Customer is someone looking for a product, a consumer is a repeating customer.

[–] [email protected] 4 points 9 months ago

Consumer is an entity that uses- “consumes”- products; as compared to an entity that produces products for consumers.

Customer is much more specific- they’re more relative to the company in question; a farmer is a producer- they grow the food. Their customers are the people at the market (individuals, presumably , and these are consumers) and the grocery stores, even if those stores themselves aren’t the actual consumers. For that, their customers are the consumers,

And the farmer is presumably a customer of a farm supply store (and the tractor people, and stuff,)

[–] [email protected] 4 points 9 months ago

As others have said, there can be a difference.

Another example is children, my kids are consumers but almost never customers. I as the parent am the customer in most transactions for goods/services they consume. They sometimes buy candy or toys with birthday money, they would be both customer and consumer for those.

[–] [email protected] 3 points 9 months ago

The difference is the relationship. A business has customers. The economy has consumers.

[–] [email protected] 3 points 9 months ago (1 children)

Yeah technically but the words are interchangeable and it's only management types with pointless jobs that are going to be first up against the wall who send out emails about the requirement to call people consumer, customer, etc.

[–] [email protected] 3 points 9 months ago* (last edited 9 months ago)

Imagine the flow of goods as a tree: the suppliers of raw materials are the base, manufacturers are the main branches, wholesalers and distributors are the smaller branches, retailers are the twigs, and consumers are the leaves at the end.

Every node is a customer of the previous node, but only the last customers are consumers.

[–] [email protected] 2 points 9 months ago

It depends also on what type of business.

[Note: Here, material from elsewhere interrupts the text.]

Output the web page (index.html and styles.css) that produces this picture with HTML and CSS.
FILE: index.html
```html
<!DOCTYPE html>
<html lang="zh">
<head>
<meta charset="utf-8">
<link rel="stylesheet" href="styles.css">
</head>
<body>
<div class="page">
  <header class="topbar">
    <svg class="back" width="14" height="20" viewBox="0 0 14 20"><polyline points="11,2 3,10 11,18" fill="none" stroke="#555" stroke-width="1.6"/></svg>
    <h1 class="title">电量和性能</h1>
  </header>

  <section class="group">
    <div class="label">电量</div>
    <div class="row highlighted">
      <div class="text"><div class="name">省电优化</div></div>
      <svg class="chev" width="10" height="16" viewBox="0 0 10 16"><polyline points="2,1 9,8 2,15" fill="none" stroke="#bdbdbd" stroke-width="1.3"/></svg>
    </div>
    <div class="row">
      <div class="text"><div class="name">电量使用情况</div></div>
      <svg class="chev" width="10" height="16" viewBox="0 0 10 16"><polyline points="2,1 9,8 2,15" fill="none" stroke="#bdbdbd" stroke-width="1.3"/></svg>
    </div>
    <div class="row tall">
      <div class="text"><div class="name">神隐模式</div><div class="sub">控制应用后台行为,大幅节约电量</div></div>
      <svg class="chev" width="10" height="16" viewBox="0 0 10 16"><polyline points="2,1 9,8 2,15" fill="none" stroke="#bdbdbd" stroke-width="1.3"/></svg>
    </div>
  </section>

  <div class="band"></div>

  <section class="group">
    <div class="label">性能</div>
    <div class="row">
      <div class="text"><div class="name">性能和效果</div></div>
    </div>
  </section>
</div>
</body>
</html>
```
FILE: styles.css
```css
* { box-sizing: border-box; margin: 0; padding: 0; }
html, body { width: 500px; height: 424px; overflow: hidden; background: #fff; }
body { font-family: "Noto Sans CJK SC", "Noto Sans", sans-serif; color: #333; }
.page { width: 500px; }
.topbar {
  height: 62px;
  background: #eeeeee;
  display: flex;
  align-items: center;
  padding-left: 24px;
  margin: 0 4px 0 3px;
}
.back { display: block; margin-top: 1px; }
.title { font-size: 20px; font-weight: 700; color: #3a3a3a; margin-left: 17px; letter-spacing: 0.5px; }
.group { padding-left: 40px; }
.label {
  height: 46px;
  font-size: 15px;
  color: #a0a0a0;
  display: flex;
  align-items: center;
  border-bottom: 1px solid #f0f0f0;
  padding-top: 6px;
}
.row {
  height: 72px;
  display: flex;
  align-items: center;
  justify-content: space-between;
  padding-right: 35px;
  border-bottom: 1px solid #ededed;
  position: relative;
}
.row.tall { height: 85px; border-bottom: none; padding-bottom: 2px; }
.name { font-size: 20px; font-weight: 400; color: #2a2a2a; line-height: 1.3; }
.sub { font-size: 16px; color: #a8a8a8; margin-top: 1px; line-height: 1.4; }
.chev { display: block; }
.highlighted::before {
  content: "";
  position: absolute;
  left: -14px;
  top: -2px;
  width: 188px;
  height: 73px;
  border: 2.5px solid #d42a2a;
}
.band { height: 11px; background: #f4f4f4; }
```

For example in Finance a consumer is a real person who buys/borrows uses something but a customer is a general term for a person, business, organisation or partnership that buys goods or services.

For example, I might have an account at XYZ Bank and so might a company. We are both customers of XYZ Bank but I am a consumer and the company isn’t.

[to complicate things small businesses might class as consumers in some jurisdictions]

[–] [email protected] 2 points 9 months ago* (last edited 9 months ago)

In capitalism people are called consumers. This is the working class, people who make up society. Families and communities. But to capitalists we are consumers. Capitalism doesn't meet the needs of people, it exploits people for profit. Looking at people as "consumers" is not a great way to see people.

[–] [email protected] 2 points 9 months ago

It depends on context whether or not the terms are interchangeable. A customer is generally the party who buys something in an individual transaction, while a consumer is more like the economic force that creates demand for a thing to be bought and sold.

[–] [email protected] 1 points 9 months ago

consumer seems much more vague and less... transaction-y...

[–] [email protected] 0 points 9 months ago

Customer is specific, consumer is more general.

Example = That customer wanted oat milk, but consumers in general haven't taken to oat milk.

They are synonyms the way 'aroma,' 'odor,' and 'smell' all mean the same thing but are used differently

[–] [email protected] -2 points 9 months ago* (last edited 9 months ago)

They're synonymous. They both mean a person or business that buys goods or services. A better way to go about it is to consider the prose. What sounds better given the context.